On October 2, 2015, Justice Platkin of the Albany County Commercial Division issued a decision in Prosource Technologies, LLC v. Housing Trust Fund Corp., 2015 NY Slip Op. 51480(U), holding that a contract was an unenforceable agreement to agree, explaining:
A mere agreement to agree, in which a material term is left for future negotiations, is unenforceable. But where the contracting parties manifest a clear intent to bind themselves to future performance, the fact that some terms may be left open does not necessarily render the agreement unenforceable.
(Internal quotations and citations omitted).
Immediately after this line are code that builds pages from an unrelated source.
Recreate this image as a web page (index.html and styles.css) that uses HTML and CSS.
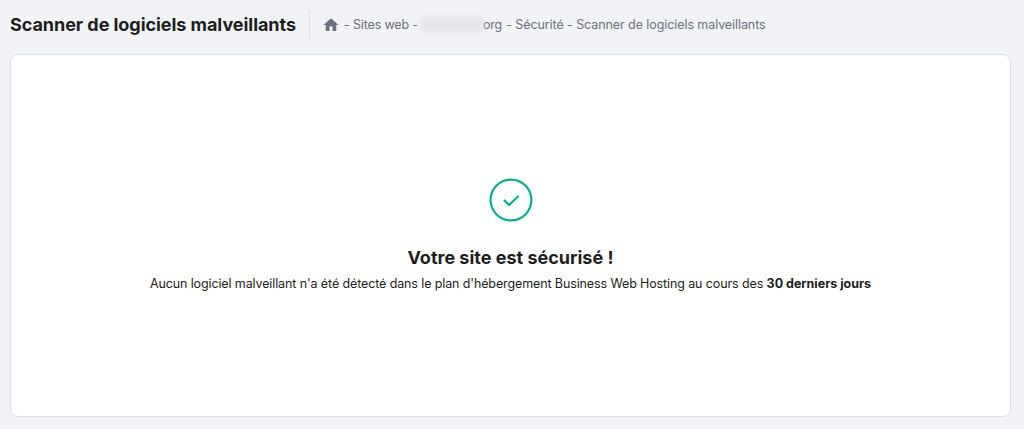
FILE: index.html
```html
<!DOCTYPE html>
<html lang="fr">
<head>
    <meta charset="UTF-8">
    <title>Scanner de logiciels malveillants</title>
    <link rel="stylesheet" href="styles.css">
</head>
<body>
    <header class="page-header">
        <h1>Scanner de logiciels malveillants</h1>
        <nav class="breadcrumbs">
            <svg class="home-icon" viewBox="0 0 24 24" width="18" height="18"><path d="M10 20v-6h4v6h5v-8h3L12 3 2 12h3v8z"/></svg>
            <span class="first">- Sites web -</span>
            <span class="blurred"></span>
            <span class="domain">org</span>
            <span class="last">- Sécurité - Scanner de logiciels malveillants</span>
        </nav>
    </header>
    <main class="card">
        <svg class="check-icon" viewBox="0 0 44 44" width="44" height="44">
            <circle cx="22" cy="22" r="20.4"/>
            <path d="M15.5 22.5l4.5 4.5 9-8.5"/>
        </svg>
        <h2>Votre site est sécurisé !</h2>
        <p>Aucun logiciel malveillant n'a été détecté dans le plan d'hébergement Business Web Hosting au cours des <strong>30 derniers jours</strong></p>
    </main>
</body>
</html>
```

FILE: styles.css
```css
:root {
    --page-bg: #f2f3f6;
    --border: #dfe0e5;
    --text: #1d1e20;
    --muted: #6d7081;
    --green: #00b090;
}

html, body {
    height: 100%;
}

body {
    margin: 0;
    padding: 0 13px 12px 10px;
    box-sizing: border-box;
    display: flex;
    flex-direction: column;
    background: var(--page-bg);
    color: var(--text);
    font-family: "Inter", "Liberation Sans", sans-serif;
}

.page-header {
    display: flex;
    align-items: center;
    height: 54px;
    padding-bottom: 5px;
    box-sizing: border-box;
}

h1 {
    margin: 0;
    padding-right: 13px;
    font-size: 18px;
    font-weight: 700;
    letter-spacing: -0.05px;
    white-space: nowrap;
}

.breadcrumbs {
    display: flex;
    align-items: center;
    height: 29px;
    padding-left: 12px;
    border-left: 1px solid var(--border);
    color: var(--muted);
    font-size: 12.5px;
    letter-spacing: -0.15px;
    white-space: nowrap;
}

.breadcrumbs span {
    margin-left: 4px;
}

.breadcrumbs .last {
    letter-spacing: -0.08px;
}

.home-icon {
    fill: var(--muted);
}

.breadcrumbs .blurred {
    width: 62px;
    height: 15px;
    margin-left: 3px;
    background: #e4e5e8;
    filter: blur(2px);
}

.breadcrumbs .domain {
    margin-left: 0;
}

.card {
    flex: 1;
    display: flex;
    flex-direction: column;
    align-items: center;
    padding-top: 123px;
    background: #fff;
    border: 1px solid var(--border);
    border-radius: 8px;
}

.check-icon {
    fill: none;
    stroke: var(--green);
    stroke-width: 2.2;
}

.check-icon path {
    stroke-linecap: round;
    stroke-linejoin: round;
}

h2 {
    margin: 24px 0 0;
    font-size: 18px;
    line-height: 24px;
    font-weight: 700;
}

p {
    margin: 5px 0 0;
    font-size: 12.5px;
    line-height: 18px;
    letter-spacing: -0.115px;
}

strong {
    font-weight: 700;
    letter-spacing: 0;
}
```
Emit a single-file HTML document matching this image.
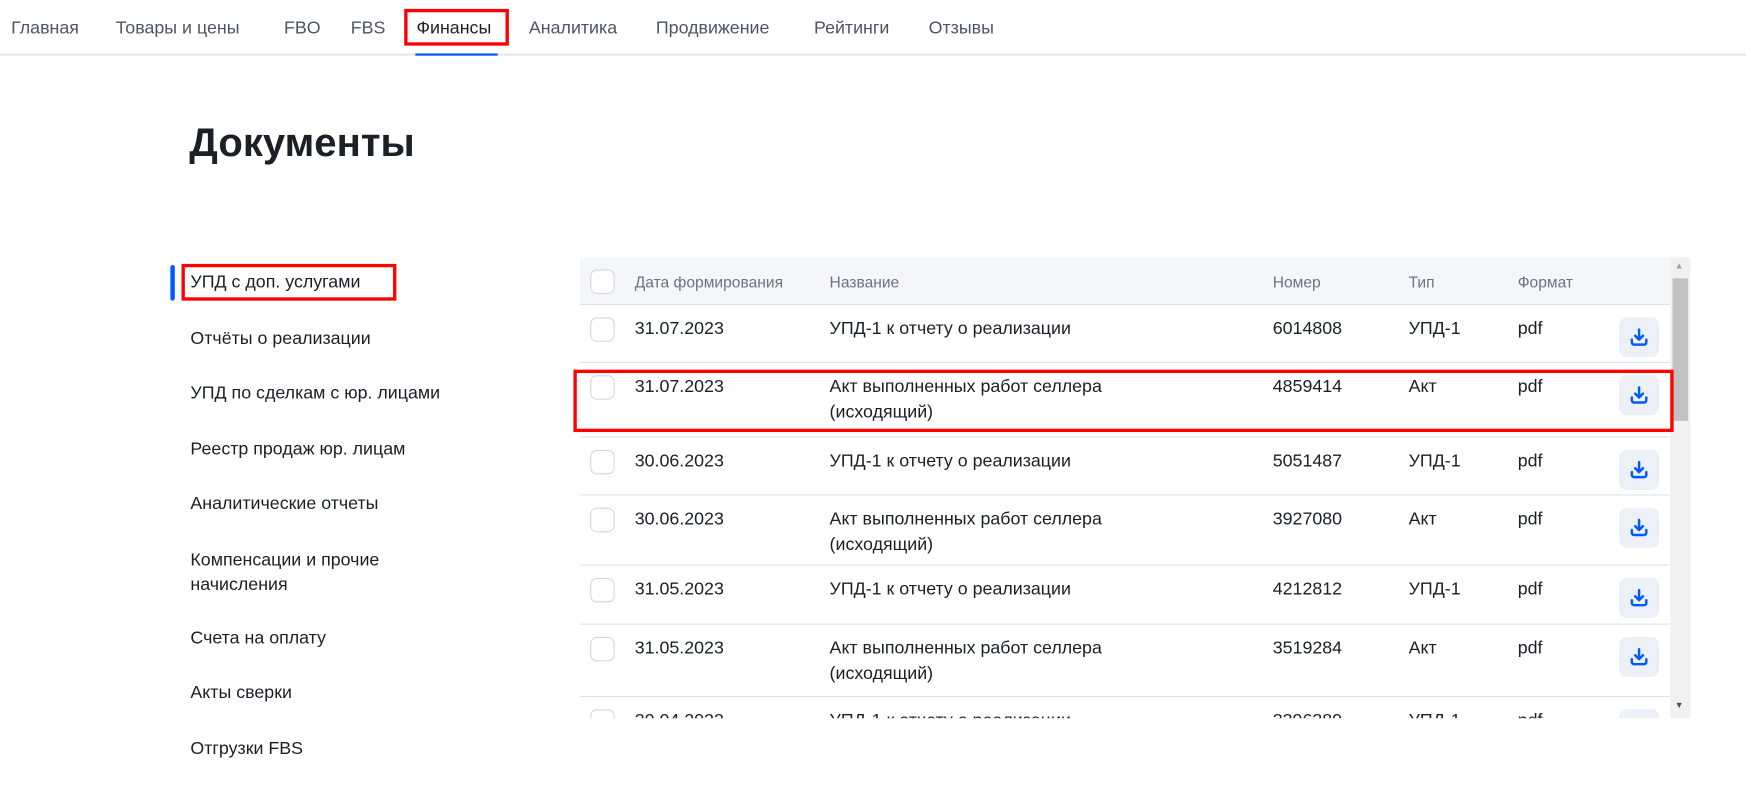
<!DOCTYPE html>
<html><head><meta charset="utf-8"><style>
html,body{margin:0;padding:0;background:#fff;overflow:hidden;width:1746px;height:793px}
#w{position:absolute;left:0;top:0;width:1570px;height:713px;transform:scale(1.1135);transform-origin:0 0;font-family:"Liberation Sans",sans-serif;color:#1b1f26}
.a{position:absolute;white-space:nowrap}
.nav{font-size:16px;color:#4d5563;top:17px}
.side{font-size:16px;left:171px;color:#1b1f26}
.hd{font-size:14px;color:#6b7280;top:245px}
.cb{position:absolute;width:20px;height:20px;border:1.5px solid #d3d8e0;border-radius:6px;background:#fff;left:530px}
.t{font-size:16px}
.line{position:absolute;left:521px;width:979px;height:1px;background:#dde2ea}
.btn{position:absolute;left:1454px;width:36px;height:36px;border-radius:7px;background:#edf1f7}
.btn svg{position:absolute;left:9px;top:9px}
.red{position:absolute;border:3px solid #f00;box-sizing:border-box}
</style></head><body><div id="w">
<div class="a nav" style="left:10px">Главная</div>
<div class="a nav" style="left:104px">Товары и цены</div>
<div class="a nav" style="left:255px">FBO</div>
<div class="a nav" style="left:315px">FBS</div>
<div class="a nav" style="left:374px;color:#1b1f26">Финансы</div>
<div class="a nav" style="left:475px">Аналитика</div>
<div class="a nav" style="left:589px">Продвижение</div>
<div class="a nav" style="left:731px">Рейтинги</div>
<div class="a nav" style="left:834px">Отзывы</div>
<div class="red" style="left:363px;top:8px;width:94px;height:33px"></div>
<div style="position:absolute;left:0;top:48px;width:1570px;height:2px;background:#e6e9ee"></div>
<div style="position:absolute;left:373px;top:48px;width:74px;height:2px;background:#005bff"></div>

<div class="a" style="left:170px;top:107px;font-size:36px;font-weight:bold;color:#1b1f26">Документы</div>

<div style="position:absolute;left:153px;top:238px;width:4px;height:32px;border-radius:2px;background:#005bff"></div>
<div class="red" style="left:163px;top:237px;width:193px;height:33px"></div>
<div class="a side" style="top:245px">УПД с доп. услугами</div>
<div class="a side" style="top:296px">Отчёты о реализации</div>
<div class="a side" style="top:345px">УПД по сделкам с юр. лицами</div>
<div class="a side" style="top:395px">Реестр продаж юр. лицам</div>
<div class="a side" style="top:444px">Аналитические отчеты</div>
<div class="a side" style="top:493px;line-height:22px">Компенсации и прочие<br>начисления</div>
<div class="a side" style="top:565px">Счета на оплату</div>
<div class="a side" style="top:614px">Акты сверки</div>
<div class="a side" style="top:664px">Отгрузки FBS</div>

<div style="position:absolute;left:521px;top:231px;width:979px;height:42px;background:#f5f6fa"></div>
<div class="cb" style="top:242px"></div>
<div class="a hd" style="left:570px">Дата формирования</div>
<div class="a hd" style="left:745px">Название</div>
<div class="a hd" style="left:1143px">Номер</div>
<div class="a hd" style="left:1265px">Тип</div>
<div class="a hd" style="left:1363px">Формат</div>
<div class="line" style="top:273px"></div>

<div style="position:absolute;left:0;top:0;width:1500px;height:645px;overflow:hidden">
<div id="rows"></div>
</div>

<div style="position:absolute;left:1500px;top:231px;width:18px;height:414px;background:#f1f1f1"></div>
<div style="position:absolute;left:1502px;top:250px;width:14px;height:128px;background:#c1c1c1"></div>
<div class="a" style="left:1504px;top:234px;font-size:8px;color:#a3a3a3">▲</div>
<div class="a" style="left:1504px;top:629px;font-size:8px;color:#505050">▼</div>
<div class="red" style="left:515px;top:332px;width:988px;height:56px"></div>
</div>
<script>
var rows=[[273,"31.07.2023","УПД-1 к отчету о реализации","6014808","УПД-1",52],
[325,"31.07.2023","Акт выполненных работ селлера<br>(исходящий)","4859414","Акт",67],
[392,"30.06.2023","УПД-1 к отчету о реализации","5051487","УПД-1",52],
[444,"30.06.2023","Акт выполненных работ селлера<br>(исходящий)","3927080","Акт",63],
[507,"31.05.2023","УПД-1 к отчету о реализации","4212812","УПД-1",53],
[560,"31.05.2023","Акт выполненных работ селлера<br>(исходящий)","3519284","Акт",65],
[625,"30.04.2023","УПД-1 к отчету о реализации","3396380","УПД-1",60]];
var h="";var ic='<svg width="18" height="18" viewBox="0 0 18 18"><path d="M9 2v9M5.5 7.5L9 11l3.5-3.5M2.5 11v2.5a2 2 0 0 0 2 2h9a2 2 0 0 0 2-2V11" fill="none" stroke="#005bff" stroke-width="2.2" stroke-linecap="round" stroke-linejoin="round"/></svg>';
rows.forEach(function(r){var y=r[0];
h+='<div class="cb" style="top:'+(y+12)+'px"></div>';
h+='<div class="a t" style="left:570px;top:'+(y+14)+'px">'+r[1]+'</div>';
h+='<div class="a t" style="left:745px;top:'+(y+14)+'px;line-height:23px;margin-top:-3px">'+r[2]+'</div>';
h+='<div class="a t" style="left:1143px;top:'+(y+14)+'px">'+r[3]+'</div>';
h+='<div class="a t" style="left:1265px;top:'+(y+14)+'px">'+r[4]+'</div>';
h+='<div class="a t" style="left:1363px;top:'+(y+14)+'px">pdf</div>';
h+='<div class="btn" style="top:'+(y+12)+'px">'+ic+'</div>';
h+='<div class="line" style="top:'+(y+r[5])+'px"></div>';});
document.getElementById("rows").innerHTML=h;
</script>
</body></html>
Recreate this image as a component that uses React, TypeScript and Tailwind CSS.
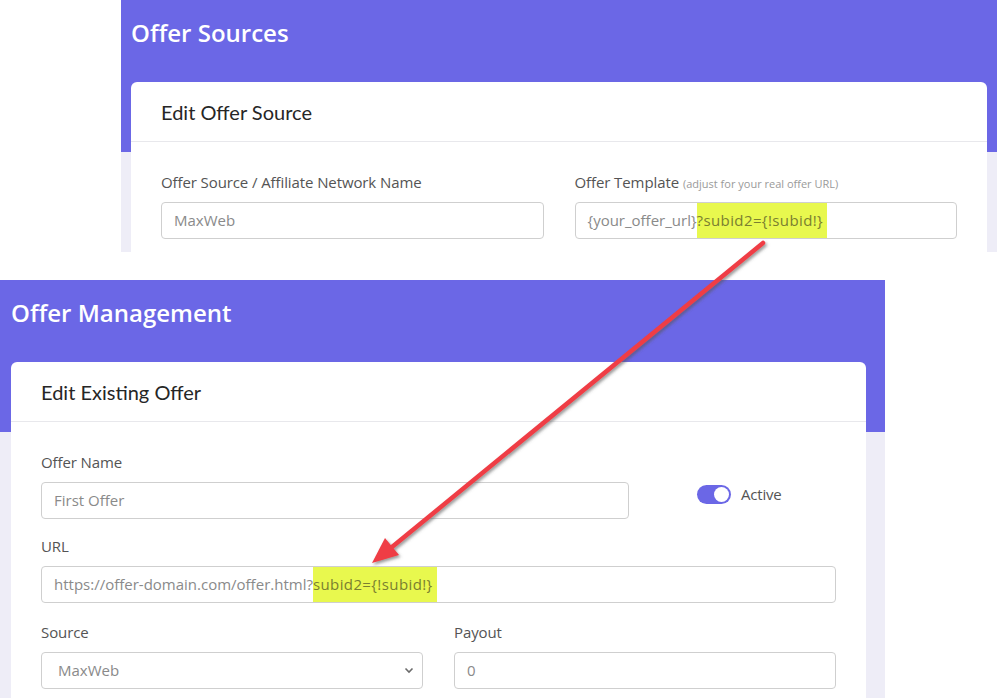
import React from "react";

const font = { fontFamily: "'Open Sans', Lato, sans-serif" };

function Field({ label, note, children, className = "" }: { label: string; note?: string; children: React.ReactNode; className?: string }) {
  return (
    <div className={className}>
      <div className="h-[20px] text-[15px] leading-[20px] text-[#545454] mb-[10px] whitespace-nowrap tracking-[-0.1px]">
        {label}
        {note && <span className="ml-[4px] text-[11px] tracking-normal text-[#9a9a9a]">{note}</span>}
      </div>
      {children}
    </div>
  );
}

function Input({ text, hl, w = "w-full" }: { text: string; hl?: string; w?: string }) {
  return (
    <div className={`${w} h-[37px] border border-[#cfcfcf] rounded-[4px] flex items-stretch pl-[12px] text-[15px] text-[#8a8a8a] bg-white`}>
      <span className="flex items-center whitespace-nowrap">{text}</span>
      {hl && <span className="flex items-center whitespace-nowrap bg-[#e8f84e] text-[#7a7f30] tracking-[0.4px] pr-[4px]">{hl}</span>}
    </div>
  );
}

function Card({ title, children }: { title: string; children: React.ReactNode }) {
  return (
    <div className="bg-white rounded-[6px] mt-[-70px] mx-[10px]">
      <div className="h-[60px] flex items-center px-[30px] text-[20px] text-[#262626] border-b border-[#e8e8ec]" style={{ fontFamily: "Lato, sans-serif" }}>{title}</div>
      <div className="px-[30px] pt-[30px] pb-[20px]">{children}</div>
    </div>
  );
}

export default function App() {
  return (
    <div className="relative w-[997px] h-[698px] bg-white overflow-hidden" style={font}>
      {/* top screenshot */}
      <div className="ml-[121px] w-[876px] h-[252px] bg-[#eeedf7] overflow-hidden">
        <div className="h-[152px] bg-[#6b67e6] px-[10px] pt-[16px]">
          <h1 className="text-[24px] leading-[34px] font-semibold text-white">Offer Sources</h1>
        </div>
        <Card title="Edit Offer Source">
          <div className="grid grid-cols-2 gap-x-[31px]">
            <Field label="Offer Source / Affiliate Network Name">
              <Input text="MaxWeb" />
            </Field>
            <Field label="Offer Template" note="(adjust for your real offer URL)">
              <Input text="{your_offer_url}" hl="?subid2={!subid!}" />
            </Field>
          </div>
        </Card>
      </div>

      {/* bottom screenshot */}
      <div className="mt-[28px] w-[885px] h-[418px] bg-[#eeedf7] overflow-hidden">
        <div className="h-[152px] bg-[#6b67e6] px-[11px] pt-[16px]">
          <h1 className="text-[24px] leading-[34px] font-semibold text-white">Offer Management</h1>
        </div>
        <div className="ml-[1px] mr-[9px]">
          <Card title="Edit Existing Offer">
            <div className="flex items-start">
              <Field label="Offer Name" className="w-[588px]">
                <Input text="First Offer" />
              </Field>
              <div className="ml-[68px] mt-[31px] flex items-center gap-[10px]">
                <div className="w-[34px] h-[19px] rounded-full bg-[#6b67e6] flex items-center justify-end pr-[2px]">
                  <div className="w-[15px] h-[15px] rounded-full bg-white" />
                </div>
                <span className="text-[15px] text-[#545454] tracking-[-0.2px]">Active</span>
              </div>
            </div>
            <Field label="URL" className="mt-[17px]">
              <Input text="https://offer-domain.com/offer.html?" hl="subid2={!subid!}" />
            </Field>
            <div className="grid grid-cols-2 gap-x-[31px] mt-[19px]">
              <Field label="Source">
                <div className="h-[37px] border border-[#cfcfcf] rounded-[4px] flex items-center justify-between pl-[16px] pr-[8px] text-[15px] text-[#8a8a8a]">
                  <span>MaxWeb</span>
                  <svg width="10" height="7" viewBox="0 0 10 7"><path d="M1.5 1.5 L5 5 L8.5 1.5" fill="none" stroke="#6b6b6b" strokeWidth="1.6" /></svg>
                </div>
              </Field>
              <Field label="Payout">
                <Input text="0" />
              </Field>
            </div>
          </Card>
        </div>
      </div>

      {/* arrow overlay */}
      <svg className="absolute inset-0 pointer-events-none" width="997" height="698" viewBox="0 0 997 698">
        <defs>
          <filter id="sh" x="-10%" y="-10%" width="120%" height="120%">
            <feDropShadow dx="1.5" dy="2" stdDeviation="1.5" floodColor="#555" floodOpacity="0.6" />
          </filter>
        </defs>
        <g filter="url(#sh)">
          <line x1="763" y1="243" x2="392" y2="547" stroke="#ef3d45" strokeWidth="4.5" strokeLinecap="round" />
          <polygon points="372,563 399,555 385,538" fill="#ef3d45" />
        </g>
      </svg>
    </div>
  );
}
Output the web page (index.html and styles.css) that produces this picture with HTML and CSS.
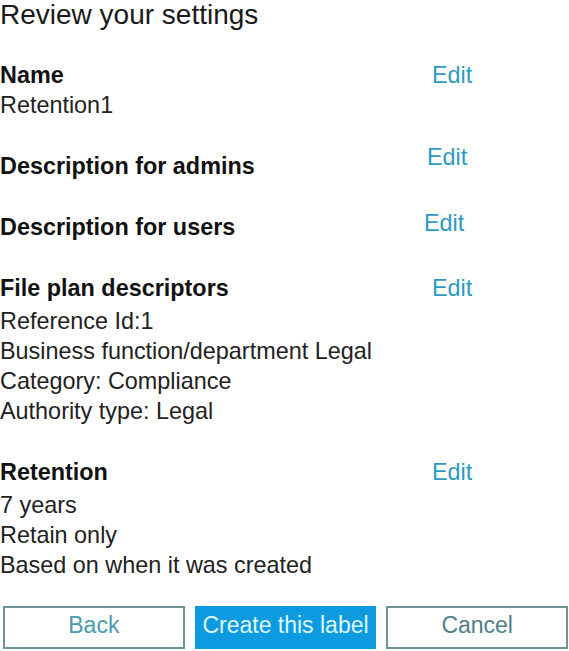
FILE: index.html
```html
<!DOCTYPE html>
<html lang="en">
<head>
  <meta charset="UTF-8">
  <title>Review your settings</title>
  <link rel="stylesheet" href="styles.css">
</head>
<body>

  <div class="review">
    <h1 class="title">Review your settings</h1>

    <div class="section">
      <div class="label">Name</div>
      <a class="edit" href="#">Edit</a>
      <div class="value">Retention1</div>
    </div>

    <div class="section">
      <div class="label">Description for admins</div>
      <a class="edit edit-up" href="#">Edit</a>
    </div>

    <div class="section">
      <div class="label">Description for users</div>
      <a class="edit edit-up-small" href="#">Edit</a>
    </div>

    <div class="section">
      <div class="label">File plan descriptors</div>
      <a class="edit" href="#">Edit</a>
      <div class="value first">Reference Id:1</div>
      <div class="value">Business function/department Legal</div>
      <div class="value">Category: Compliance</div>
      <div class="value">Authority type: Legal</div>
    </div>

    <div class="section last">
      <div class="label">Retention</div>
      <a class="edit" href="#">Edit</a>
      <div class="value first">7 years</div>
      <div class="value">Retain only</div>
      <div class="value">Based on when it was created</div>
    </div>

    <div class="actions">
      <button class="btn btn-back" type="button">Back</button>
      <button class="btn btn-primary" type="submit">Create this label</button>
      <button class="btn btn-cancel" type="button">Cancel</button>
    </div>
  </div>

</body>
</html>
```

FILE: styles.css
```css
body {
  font-family: "Liberation Sans", Arial, sans-serif;
  background-color: #ffffff;
  color: #222;
  margin: 0;
}

.title {
  font-size: 28px;
  line-height: 30px;
  font-weight: normal;
  color: #1a1a1a;
  margin: 0 0 30px;
}

.section {
  display: grid;
  grid-template-columns: 432px 1fr;
  font-size: 23.4px;
  line-height: 30px;
  margin-bottom: 31px;
}

.section.last {
  margin-bottom: 26px;
}

.label {
  font-weight: bold;
  color: #111;
}

.value {
  grid-column: 1 / -1;
}

.value.first {
  margin-top: 3px;
}

.edit {
  color: #2b9bc4;
  text-decoration: none;
  justify-self: start;
}

.edit-up {
  margin: -9px 0 0 -5px;
}

.edit-up-small {
  margin: -4px 0 0 -8px;
}

.actions {
  display: flex;
  gap: 10px;
  padding: 0 1px 0 3px;
}

.btn {
  flex: 1;
  height: 43px;
  font-family: inherit;
  font-size: 23px;
  background: #fff;
  border: 2px solid #6a9496;
  padding: 0 0 4px;
  cursor: pointer;
}

.btn-back {
  color: #4a9cae;
}

.btn-cancel {
  color: #4f8088;
}

.btn-primary {
  background-color: #0c9be0;
  border-color: #0c9be0;
  color: #dff6ff;
}
```
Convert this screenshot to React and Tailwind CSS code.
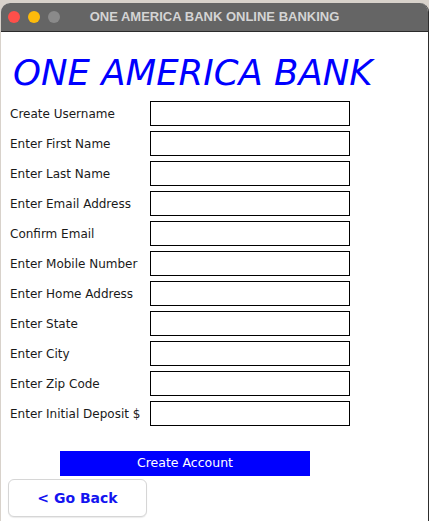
import React from 'react';

const fields = [
  'Create Username',
  'Enter First Name',
  'Enter Last Name',
  'Enter Email Address',
  'Confirm Email',
  'Enter Mobile Number',
  'Enter Home Address',
  'Enter State',
  'Enter City',
  'Enter Zip Code',
  'Enter Initial Deposit $',
];

function App() {
  return (
    <div className="w-[429px] h-[521px] overflow-hidden bg-[#d8d2cb] pt-[3px] pl-[1px]">
      <div className="h-full rounded-t-[9px] border-r border-[#2e2e2e] bg-white overflow-hidden flex flex-col">
        {/* title bar */}
        <div className="relative h-[29px] bg-[#656565] border-b border-[#2a2a2a] flex items-center justify-center">
          <div className="absolute left-[7px] top-[8px] flex gap-[8px]">
            <span className="w-[12px] h-[12px] rounded-full bg-[#fe4f4a]"></span>
            <span className="w-[12px] h-[12px] rounded-full bg-[#fdbb0b]"></span>
            <span className="w-[12px] h-[12px] rounded-full bg-[#8a8a8a]"></span>
          </div>
          <div className="text-[13px] font-bold text-[#d4d4d4] font-['Liberation_Sans',sans-serif]">
            ONE AMERICA BANK ONLINE BANKING
          </div>
        </div>

        {/* body */}
        <div className="flex-1 flex flex-col font-['DejaVu_Sans',sans-serif]">
          <h1 className="ml-[12px] mt-[18px] text-[35.5px] leading-[46px] italic text-[#0000ff]">
            ONE AMERICA BANK
          </h1>
          <div className="mt-[5px] flex flex-col gap-[5px]">
            {fields.map((label) => (
              <div key={label} className="flex items-center">
                <div className="w-[149px] shrink-0 pl-[9px] text-[12px] text-[#1a1a1a] whitespace-nowrap">
                  {label}
                </div>
                <input className="w-[200px] h-[25px] shrink-0 border border-black bg-white outline-none" />
              </div>
            ))}
          </div>
          <button className="ml-[59px] mt-[25px] w-[250px] h-[25px] bg-[#0000ff] text-white text-[12.5px]">
            Create Account
          </button>
          <button className="ml-[7px] mt-[3px] w-[139px] h-[38px] rounded-[6px] border border-[#d6d6d6] bg-white shadow-[0_1px_1px_rgba(0,0,0,0.08)] text-[14px] font-bold text-[#1414f0]">
            &lt; Go Back
          </button>
        </div>
      </div>
    </div>
  );
}

export default App;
The first alleged contract at issue was an unsigned agreement that the defendant “submitted as an exhibit to [a proposed deal]. [The plaintiff] allege[d] that, by submitting the [a]greement as part of its Proposal . . . [the defendant] represented that it was a binding contract to which [the parties] agreed and by which it intended to be bound.” The court disagreed, finding that by its terms the contract was not a final agreement and at any rate “lack[ed] sufficient definiteness to be an enforceable contract,” because the defendant’s “only obligation as prime contractor would have been to exert every effort to negotiate and award a subcontract to [the plaintiff].” Further, the agreement was “missing any specification of the services to be rendered by [the plaintiff] and the compensation to be paid by [the defendant] for those services.”
The second alleged agreement was an oral agreement that the court found unenforceable because it was only an oral agreement to negotiate the unsigned written contract the court already had found unenforceable. Further, the agreement “is barred by the statute of frauds, as it cannot be performed within one year of its making.”